At the men's table, the issues can be occasionally sublime and often ridiculous. "Which is the greatest beer commercial of all time?" "Who is the shortest shortstop ever?" "Who is less talented - Mariah Carey or Madonna?" "Who is your favorite Russian psychic?" The other day, a question I could field came to the table: "Who is responsible for the longest punt in football history?"

I allowed a few names - good ones - to pass through. "Ray Guy?" "Reggie Roby?" "Randall Cunningham?" That last one isn't ridiculous. Randall could basically do anything, including punt.

"I'll take this one," I said. "Steve O'Neal, New York Jets. Ninety-eight yards."

To be honest with you, I know it sounds a little silly, too. He was a rookie when he did it, and he's almost unknown to history otherwise. But it's true, all true. They look at me like I'm making it up. Sure, they seem to say. Spoken like a Jets fan. Right. "I doubt the Jets even have any records, Marty," one says. Actually for a while Richard Todd held a NFL record he set in 1980 for passing attempts in a game. They look at me as if I fell off a truck and wouldn't know the slightest piece of football miscellany. This is how Dad felt when he told me the Giants used have a quarterback named Y.A. Tittle. I didn't believe him at first, either. That was a ridiculous name.

But at Mile High Stadium in 1969, #20 Steve O'Neal punted the ball some seventy plus yards, where it then took a Jets roll another fifteen or so to the Bronco two.

This is a general problem as I'm getting older. (And how old am I really? I turn 40 in March, for God's sake, but in public school, that can seem like 50, which isn't even that old.) The more I age, the more unreliable my information seems to people younger than myself. This is what used to make my parents mad. Why is it so impossible that I'm actually right about something? Mom would ask. Because you're old, I would think. Now I know why the woman in A&S was pissed at me. Why would some snot-nosed kid know about the star of The Goodbye Girl? Except I was right about Steve O'Neal, and the woman in the rug department was wrong.

It was worse this past Wednesday when, after the Obama win, the only thing my all-white Advanced Placement class had to say about it was that Black Panthers intimidated voters throughout the United States on election day. Really? I asked.

Their evidence consisted of two guys standing somewhat ominously in front of a polling place on Fairmount Avenue in Philadelphia. When I speculated that these "Black Panthers" of which they spoke were actually representative of one local instance, the kids didn't believe me. The Black Panthers, they insisted, changed the flow of the election.

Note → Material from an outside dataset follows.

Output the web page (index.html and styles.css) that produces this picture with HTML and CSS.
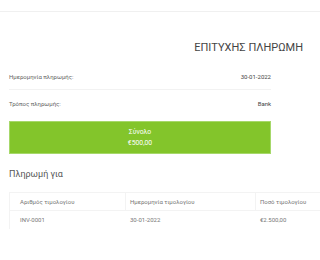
FILE: index.html
```html
<!DOCTYPE html>
<html lang="el">

<head>
  <meta charset="UTF-8">
  <meta name="viewport" content="width=device-width, initial-scale=1.0">
  <title>Επιτυχής πληρωμή</title>
  <link rel="stylesheet" href="styles.css">
</head>

<body>
  <div class="topbar"></div>
  <div class="page">
    <h1 class="title">ΕΠΙΤΥΧΗΣ ΠΛΗΡΩΜΗ</h1>

    <div class="details">
      <div class="row">
        <span class="label">Ημερομηνία πληρωμής:</span>
        <span class="value">30-01-2022</span>
      </div>
      <div class="row">
        <span class="label">Τρόπος πληρωμής:</span>
        <span class="value">Bank</span>
      </div>
      <div class="total">
        <div>Σύνολο</div>
        <div>€500,00</div>
      </div>
    </div>

    <h2 class="subtitle">Πληρωμή για</h2>

    <div class="table-wrap">
      <table class="invoices">
        <thead>
          <tr>
            <th class="col-num">Αριθμός τιμολογίου</th>
            <th class="col-date">Ημερομηνία τιμολογίου</th>
            <th class="col-amount">Ποσό τιμολογίου</th>
          </tr>
        </thead>
        <tbody>
          <tr>
            <td>INV-0001</td>
            <td>30-01-2022</td>
            <td>€2.500,00</td>
          </tr>
        </tbody>
      </table>
    </div>
  </div>
</body>

</html>
```

FILE: styles.css
```css
body {
  margin: 0;
  font-family: Roboto, 'Noto Sans', sans-serif;
  background: #fff;
  color: #666;
  width: 320px;
  height: 260px;
  overflow: hidden;
}

.topbar {
  height: 11px;
  border-bottom: 1px solid #f0f0f0;
}

.page {
  padding-left: 9px;
}

.title {
  width: 294px;
  margin: 29px 0 0;
  text-align: right;
  font-size: 11px;
  font-weight: 400;
  line-height: 13px;
  color: #444;
}

.details {
  width: 262px;
  margin-top: 9px;
}

.row {
  display: flex;
  justify-content: space-between;
  align-items: center;
  height: 26px;
  font-size: 6px;
  color: #666;
}

.row + .row {
  border-top: 1px solid #f2f2f2;
}

.value {
  color: #444;
}

.total {
  margin-top: 5px;
  height: 33px;
  background: #83c52b;
  border: 1px solid #a6d86a;
  box-sizing: border-box;
  color: #fff;
  font-size: 6.8px;
  line-height: 11px;
  text-align: center;
  padding-top: 5px;
}

.subtitle {
  margin: 15px 0 0;
  font-size: 9px;
  font-weight: 400;
  line-height: 11px;
  color: #555;
}

.table-wrap {
  width: 311px;
  overflow: hidden;
  margin-top: 12px;
}

.invoices {
  border-collapse: collapse;
  width: 340px;
  font-size: 6px;
  color: #777;
}

.invoices th,
.invoices td {
  text-align: left;
  font-weight: 400;
  padding: 0 4px;
  height: 17px;
  border: 1px solid #f3f3f3;
  border-left: none;
}

.invoices th:first-child,
.invoices td:first-child {
  border-left: 1px solid #f3f3f3;
  padding-left: 10px;
}

.invoices td {
  border-right-color: transparent;
  border-bottom-color: transparent;
}

.col-num {
  width: 101px;
}

.col-date {
  width: 121px;
}
```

That's insane, I told them. There really is no Black Panther movement anymore. The real Black Panthers eventually graduated to become Crips, convicts, worm food, professors, business owners, drug addicts or Republicans. There is Black rage in America, yes, but no Black Panthers. Here were two guys menacing people in front of a door, dressed in all black clothes and berets they probably bought at I. Goldberg's, looking angrily into the camera, having the thrill of their lives, but it didn't mean that the spirit of Huey and Cleaver was alive and well across the United States, or even in Philly for that matter. In fact, I'm convinced that the little guy "Panther" in the video is a local crackpot King Samir Shabazz, a guy so ridiculous he actually got thrown out of Louis Farrakhan's Nation of Islam. Only the Philadelphia Weekly takes him seriously, and that's as an eccentric character.

But, the kids almost suggested, if I didn't know that for sure that it wasn't a nationwide ploy to scare white people, then how could I deny the viral web evidence of Black Panthers intimidating voters - even if the evidence shows it was the same lame Philly story, originally told by Fox, repeated over and over?

Whether young or old, this has been my problem. I don't know everything, but what's the point of having my eclectic and nearly useless knowledge of history, sports and popular culture if no one believes me? It's not like I understand science or math. As Uncle Morty asks in My Favorite Year, "Do I look I come from Minsk? I know what I'm talking about."